The primary motivation was to solve GC issues we were having in the Terracotta server. GC in the server caused variation in response times and in the event a large GC occurred, could cause Cache clients (L1's) to failover to a backup Terracotta server. Once we realized how good the solution was we expanded its use to also include an additional memory store for Ehcache standalone, which became BigMemory, an add-on for Enterprise Ehcache.
InfoQ: Can you discuss the technical details of how Off-Heap store (BigMemory) provides the way to avoid the traditional complexities of Java garbage collection?
BigMemory stores its cache objects outside of the Java heap but still in the Java operating system process. So it is still an in-process cache, with all of the high performance associated with that, but it does not use the heap and therefore allows applications to be configured with very small heaps, thus avoiding GC issues. BigMemory uses DirectByteBuffers, which were introduced into Java in JDK 1.4. All Java implementations can run BigMemory, so everyone can use BigMemory without the need to change JDKs.
We pretty much perform the function of an Operating System memory manager. We then allocate memory on put and free it on remove, something we can do because we are a cache, rather than a general purpose Java program. DirectByteBuffers are slow to allocate, but very fast to use. We therefore grab all the memory we need from the operating system right at startup.

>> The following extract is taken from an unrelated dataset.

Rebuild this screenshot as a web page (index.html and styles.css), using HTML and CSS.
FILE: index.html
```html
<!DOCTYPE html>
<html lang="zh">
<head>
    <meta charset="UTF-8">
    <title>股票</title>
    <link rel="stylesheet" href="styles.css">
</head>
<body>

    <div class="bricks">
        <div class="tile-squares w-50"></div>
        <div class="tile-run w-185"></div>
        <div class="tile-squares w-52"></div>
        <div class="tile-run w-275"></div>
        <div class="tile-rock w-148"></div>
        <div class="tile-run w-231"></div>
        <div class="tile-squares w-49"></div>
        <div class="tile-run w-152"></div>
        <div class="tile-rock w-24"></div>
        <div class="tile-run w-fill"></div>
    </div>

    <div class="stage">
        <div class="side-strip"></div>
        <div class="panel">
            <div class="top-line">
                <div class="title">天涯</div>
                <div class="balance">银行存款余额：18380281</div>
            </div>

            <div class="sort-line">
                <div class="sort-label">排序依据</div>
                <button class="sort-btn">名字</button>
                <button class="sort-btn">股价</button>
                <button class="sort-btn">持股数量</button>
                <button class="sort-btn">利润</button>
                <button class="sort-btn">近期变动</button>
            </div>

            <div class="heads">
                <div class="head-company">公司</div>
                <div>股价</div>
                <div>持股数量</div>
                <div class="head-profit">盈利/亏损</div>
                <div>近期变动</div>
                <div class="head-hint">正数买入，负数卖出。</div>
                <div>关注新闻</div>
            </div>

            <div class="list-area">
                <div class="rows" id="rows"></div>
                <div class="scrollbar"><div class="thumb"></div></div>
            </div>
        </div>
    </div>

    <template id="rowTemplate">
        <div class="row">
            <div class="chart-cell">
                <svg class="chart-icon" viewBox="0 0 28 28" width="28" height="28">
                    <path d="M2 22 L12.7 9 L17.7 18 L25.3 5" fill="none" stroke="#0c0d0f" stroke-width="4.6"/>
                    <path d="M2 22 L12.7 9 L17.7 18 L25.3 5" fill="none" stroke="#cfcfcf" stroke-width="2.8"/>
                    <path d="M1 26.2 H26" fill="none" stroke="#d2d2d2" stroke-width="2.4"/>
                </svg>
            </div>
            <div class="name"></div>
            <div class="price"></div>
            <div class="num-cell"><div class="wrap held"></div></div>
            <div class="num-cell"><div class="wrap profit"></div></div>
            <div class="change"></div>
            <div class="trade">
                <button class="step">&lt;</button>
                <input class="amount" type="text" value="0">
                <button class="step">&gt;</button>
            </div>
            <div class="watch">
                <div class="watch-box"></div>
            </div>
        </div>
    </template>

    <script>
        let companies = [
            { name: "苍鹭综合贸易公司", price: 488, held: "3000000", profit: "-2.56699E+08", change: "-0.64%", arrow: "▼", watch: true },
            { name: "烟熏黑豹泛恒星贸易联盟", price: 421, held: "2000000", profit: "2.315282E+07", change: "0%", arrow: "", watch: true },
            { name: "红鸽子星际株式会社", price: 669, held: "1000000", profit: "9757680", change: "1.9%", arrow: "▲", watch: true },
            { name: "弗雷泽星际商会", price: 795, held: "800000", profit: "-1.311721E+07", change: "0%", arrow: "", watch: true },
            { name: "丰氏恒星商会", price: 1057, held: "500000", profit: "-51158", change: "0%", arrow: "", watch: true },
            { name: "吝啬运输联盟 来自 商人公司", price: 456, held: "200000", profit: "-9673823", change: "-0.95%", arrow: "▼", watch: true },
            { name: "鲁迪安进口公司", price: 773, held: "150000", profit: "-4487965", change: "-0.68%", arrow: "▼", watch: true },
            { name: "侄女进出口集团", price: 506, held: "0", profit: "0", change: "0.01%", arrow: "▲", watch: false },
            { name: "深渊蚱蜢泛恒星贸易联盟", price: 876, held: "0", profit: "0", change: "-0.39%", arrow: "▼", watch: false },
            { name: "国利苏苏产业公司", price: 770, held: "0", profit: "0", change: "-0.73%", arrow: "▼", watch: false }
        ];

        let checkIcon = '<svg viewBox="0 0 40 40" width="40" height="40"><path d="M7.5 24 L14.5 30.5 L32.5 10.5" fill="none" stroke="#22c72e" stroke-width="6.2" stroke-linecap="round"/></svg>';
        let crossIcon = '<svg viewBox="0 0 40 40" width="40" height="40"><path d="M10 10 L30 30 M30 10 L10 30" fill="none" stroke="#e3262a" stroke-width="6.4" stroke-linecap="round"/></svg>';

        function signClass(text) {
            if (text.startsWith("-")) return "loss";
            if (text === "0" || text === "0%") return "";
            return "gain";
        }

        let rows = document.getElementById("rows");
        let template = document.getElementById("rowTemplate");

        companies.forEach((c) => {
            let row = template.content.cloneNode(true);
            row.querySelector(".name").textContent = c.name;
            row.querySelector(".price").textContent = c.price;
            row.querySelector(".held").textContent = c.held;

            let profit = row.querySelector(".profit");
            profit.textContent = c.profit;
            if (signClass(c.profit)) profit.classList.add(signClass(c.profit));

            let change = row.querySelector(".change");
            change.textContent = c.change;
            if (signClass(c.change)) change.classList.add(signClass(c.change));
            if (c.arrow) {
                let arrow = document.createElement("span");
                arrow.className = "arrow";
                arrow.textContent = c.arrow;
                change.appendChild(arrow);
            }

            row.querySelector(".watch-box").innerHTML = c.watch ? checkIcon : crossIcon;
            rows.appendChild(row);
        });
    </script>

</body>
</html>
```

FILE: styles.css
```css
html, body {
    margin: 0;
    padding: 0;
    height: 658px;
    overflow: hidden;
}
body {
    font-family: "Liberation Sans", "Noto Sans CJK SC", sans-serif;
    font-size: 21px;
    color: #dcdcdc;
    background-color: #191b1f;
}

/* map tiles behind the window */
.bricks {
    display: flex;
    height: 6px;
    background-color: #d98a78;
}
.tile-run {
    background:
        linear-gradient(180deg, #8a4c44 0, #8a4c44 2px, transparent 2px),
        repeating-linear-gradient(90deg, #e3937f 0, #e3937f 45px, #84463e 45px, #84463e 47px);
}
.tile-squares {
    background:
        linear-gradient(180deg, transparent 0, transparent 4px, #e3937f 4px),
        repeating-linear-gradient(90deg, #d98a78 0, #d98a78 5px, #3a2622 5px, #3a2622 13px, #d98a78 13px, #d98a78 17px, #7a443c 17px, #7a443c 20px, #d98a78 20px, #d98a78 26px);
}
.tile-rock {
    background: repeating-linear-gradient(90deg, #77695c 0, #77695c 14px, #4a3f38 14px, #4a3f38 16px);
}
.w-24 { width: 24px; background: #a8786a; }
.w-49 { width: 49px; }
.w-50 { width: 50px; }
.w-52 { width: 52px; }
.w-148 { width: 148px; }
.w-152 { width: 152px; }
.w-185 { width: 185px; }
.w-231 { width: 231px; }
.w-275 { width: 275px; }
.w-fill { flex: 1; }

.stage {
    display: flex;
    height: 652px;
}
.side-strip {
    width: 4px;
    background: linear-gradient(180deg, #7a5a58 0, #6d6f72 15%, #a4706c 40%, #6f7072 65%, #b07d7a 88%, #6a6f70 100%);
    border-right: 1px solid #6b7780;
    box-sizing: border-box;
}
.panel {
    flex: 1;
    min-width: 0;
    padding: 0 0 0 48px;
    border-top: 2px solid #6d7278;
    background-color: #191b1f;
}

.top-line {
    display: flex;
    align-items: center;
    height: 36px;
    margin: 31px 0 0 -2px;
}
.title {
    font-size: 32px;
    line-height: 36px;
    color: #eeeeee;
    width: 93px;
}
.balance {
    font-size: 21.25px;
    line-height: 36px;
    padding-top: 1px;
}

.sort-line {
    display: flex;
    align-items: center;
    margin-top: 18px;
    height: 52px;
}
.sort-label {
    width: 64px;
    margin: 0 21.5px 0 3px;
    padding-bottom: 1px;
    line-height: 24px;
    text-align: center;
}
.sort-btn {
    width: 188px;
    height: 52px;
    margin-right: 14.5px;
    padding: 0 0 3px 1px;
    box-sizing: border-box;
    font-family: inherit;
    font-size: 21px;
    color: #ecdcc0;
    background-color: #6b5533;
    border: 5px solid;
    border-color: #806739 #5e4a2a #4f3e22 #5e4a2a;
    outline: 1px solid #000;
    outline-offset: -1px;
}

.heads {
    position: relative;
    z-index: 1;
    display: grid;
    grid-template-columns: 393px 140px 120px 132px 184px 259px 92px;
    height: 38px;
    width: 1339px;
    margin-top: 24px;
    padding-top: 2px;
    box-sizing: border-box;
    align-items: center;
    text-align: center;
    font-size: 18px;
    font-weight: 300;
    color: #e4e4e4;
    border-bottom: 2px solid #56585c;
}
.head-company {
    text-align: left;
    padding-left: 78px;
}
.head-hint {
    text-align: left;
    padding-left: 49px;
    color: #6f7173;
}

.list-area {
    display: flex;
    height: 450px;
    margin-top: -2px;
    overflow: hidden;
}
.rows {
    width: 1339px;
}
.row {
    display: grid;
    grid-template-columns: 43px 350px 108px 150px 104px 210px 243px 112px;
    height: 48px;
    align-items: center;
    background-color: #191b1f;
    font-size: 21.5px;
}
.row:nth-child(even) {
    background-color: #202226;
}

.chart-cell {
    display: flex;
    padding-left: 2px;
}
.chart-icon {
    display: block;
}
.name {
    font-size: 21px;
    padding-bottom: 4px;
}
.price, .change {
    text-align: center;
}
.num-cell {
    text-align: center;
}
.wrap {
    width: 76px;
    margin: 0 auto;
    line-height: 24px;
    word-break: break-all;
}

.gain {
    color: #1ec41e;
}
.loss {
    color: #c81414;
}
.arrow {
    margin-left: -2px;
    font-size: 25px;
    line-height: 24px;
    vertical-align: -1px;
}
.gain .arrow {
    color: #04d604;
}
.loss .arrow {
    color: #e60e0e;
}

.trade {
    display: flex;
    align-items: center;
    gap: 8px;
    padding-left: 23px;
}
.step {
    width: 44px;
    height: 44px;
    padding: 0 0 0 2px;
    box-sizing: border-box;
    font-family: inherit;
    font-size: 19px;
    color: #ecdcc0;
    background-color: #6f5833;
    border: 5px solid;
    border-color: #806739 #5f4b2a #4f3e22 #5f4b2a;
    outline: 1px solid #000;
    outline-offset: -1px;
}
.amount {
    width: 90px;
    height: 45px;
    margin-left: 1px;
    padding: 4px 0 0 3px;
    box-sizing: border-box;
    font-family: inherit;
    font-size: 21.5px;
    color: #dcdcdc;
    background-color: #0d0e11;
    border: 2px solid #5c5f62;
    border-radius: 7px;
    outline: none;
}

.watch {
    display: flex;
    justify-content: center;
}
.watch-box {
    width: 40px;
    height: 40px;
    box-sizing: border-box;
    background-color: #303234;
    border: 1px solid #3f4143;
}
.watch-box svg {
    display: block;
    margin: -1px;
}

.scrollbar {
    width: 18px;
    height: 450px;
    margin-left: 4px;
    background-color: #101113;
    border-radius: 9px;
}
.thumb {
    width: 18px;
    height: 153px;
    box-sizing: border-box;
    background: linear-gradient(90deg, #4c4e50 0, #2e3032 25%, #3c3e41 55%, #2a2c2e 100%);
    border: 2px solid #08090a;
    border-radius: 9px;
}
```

The key to BigMemory, and the thing many people find hardest to understand initially, is how we are able to tell when an object is no longer being used and the associated memory freed. Well for a cache, it is dead simple. A map is basically puts, get and removes. We allocate memory on put (malloc) and we free memory on remove (free). We implement a Memory Manager, which leverages well-understood computer science algorithms combined with our own proprietary enhancements for doing so.

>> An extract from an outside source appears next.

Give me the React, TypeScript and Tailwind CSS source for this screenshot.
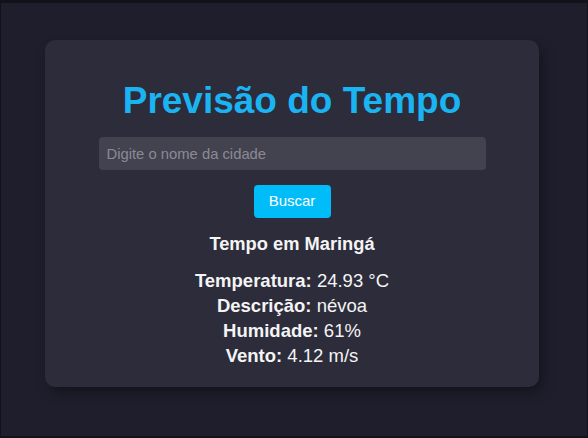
export default function App() {
	return (
		<div
			className="min-h-screen bg-[#1f1e2c] border-t-[3px] border-b-[2px] border-x border-[#11121a] pt-[37px] pl-[44px]"
			style={{ fontFamily: '"Liberation Sans", Arial, sans-serif' }}
		>
			{/* Card */}
			<div className="w-[494px] rounded-[10px] bg-[#2d2c3b] pt-[40px] pb-[19px] shadow-[4px_6px_12px_rgba(0,0,0,0.35)] text-center">
				<h1 className="text-[37px] leading-[41px] font-bold text-[#1ab4f2]">
					Previsão do Tempo
				</h1>

				<input
					type="text"
					placeholder="Digite o nome da cidade"
					className="mt-[16px] block mx-auto w-[387px] h-[33px] rounded-[4px] bg-[#43424f] px-[8px] text-[14.8px] text-white placeholder:text-[#8b8a96] outline-none"
				/>

				<button className="mt-[15px] w-[77px] h-[33px] rounded-[4px] bg-[#00bdfa] text-[15px] text-white">
					Buscar
				</button>

				{/* Result */}
				<div className="mt-[13px] text-[#f4f4f4]">
					<h3 className="text-[18.3px] leading-[25px] font-bold">
						Tempo em Maringá
					</h3>
					<div className="mt-[12px] text-[18.5px] leading-[25px]">
						<p>
							<span className="font-bold">Temperatura:</span> 24.93 °C
						</p>
						<p>
							<span className="font-bold">Descrição:</span> névoa
						</p>
						<p>
							<span className="font-bold">Humidade:</span> 61%
						</p>
						<p>
							<span className="font-bold">Vento:</span> 4.12 m/s
						</p>
					</div>
				</div>
			</div>
		</div>
	);
}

Responding to a question on the best use case where BigMemory helps with the application performance (in terms of read-only, read-mostly, or read-write operations), Ari said that they saw good performance results for both common 90% read / 10% write type uses, and for write heavy 50% read / 50% write type uses. The reason is that the cache is in-process. Read only matters for distributed caches. The hot set can be read much more quickly than the rest, which must be fetched over the network.
InfoQ: What are the limitations of BigMemory solution?
Given the fact that it is pure Java, in-process, and compatible with all common JVMs and containers, it does not have any obvious limitations. We have tested it on the largest memory boxes we could find - with 384GB of memory - and shown that we have linear performance with no noticeable increase in latency all the way up 350GB of BigMemory.
The only constraint we highlight to users is that using an off-heap store imposes the requirement that objects must be serialized to be placed in BigMemory. For the types of data that are normally stored in a cache, this is not a problem.
Once an object has been serialized, it must be deserialized back into the Java heap before it can be used. This does involve a performance overhead. Thus, without garbage collection, BigMemory is slower than on-heap storage. It is however, much faster than the next available tier of storage (be it local disk, network store, or going back to the original system of record - such as an RDBMS - for the data).
It should also be noted that the serialization/deserialization performance overhead is much lower than many users assume. BigMemory is optimized for byte buffers, and has built-in optimizations for objects serialized using standard Java serialization. For example, with our optimizations between alpha and GA release, we were able to double the performance for complex Java objects, and quadruple performance for byte arrays - which is also how the Terracotta Server Array stores data. Using custom serialization can reduce this overhead even further.
InfoQ asked a question about the best practices and gotchas that architects and developers should keep in mind when using BigMemory in their applications. Ari said that all successful business applications face scale limitations. Caching is one of the least disruptive and easiest to implement solutions. The new part is that now this does not necessarily involve a caching cluster.
The Best Practice is to look at your performance architecture with new eyes and see if you can benefit from very large in-process caches. BigMemory lets architects optimize the server and process density to meet their specific needs, rather than being held hostage to the limits of Java.
The biggest gotcha is that most people have already optimized for the limitations of Java. For example, the majority of Ehcache users still run 32 bit JVMs. 32 bit Java has an address space, depending on OS, of 2 to 4GB. So these users have given up on using lots of memory with Java. Chances are they are currently running on hardware with small amounts of RAM. So, if they want to use BigMemory to run 100GB of cache in-process, it probably means new (albeit now cheap) hardware.
InfoQ: What is the future road map of Ehcache framework in general and BigMemory in particular?
Work on the next release of Ehcache and Terracotta, code named Freo (an Australian nickname for Fremantle), is already well underway, with a beta release planned this month. We plan to include a series of feature and performance enhancements. One example is Ehcache Search, which provides Ehcache users the ability to search a cache like you can a database. An alpha release of the code and full documentation of Ehcache Search are already available.
For BigMemory, we are continuing to work on enhancing performance, as well as making a series of practical enhancements, such as more tooling to help people better understand the optimum configuration to set for their use case.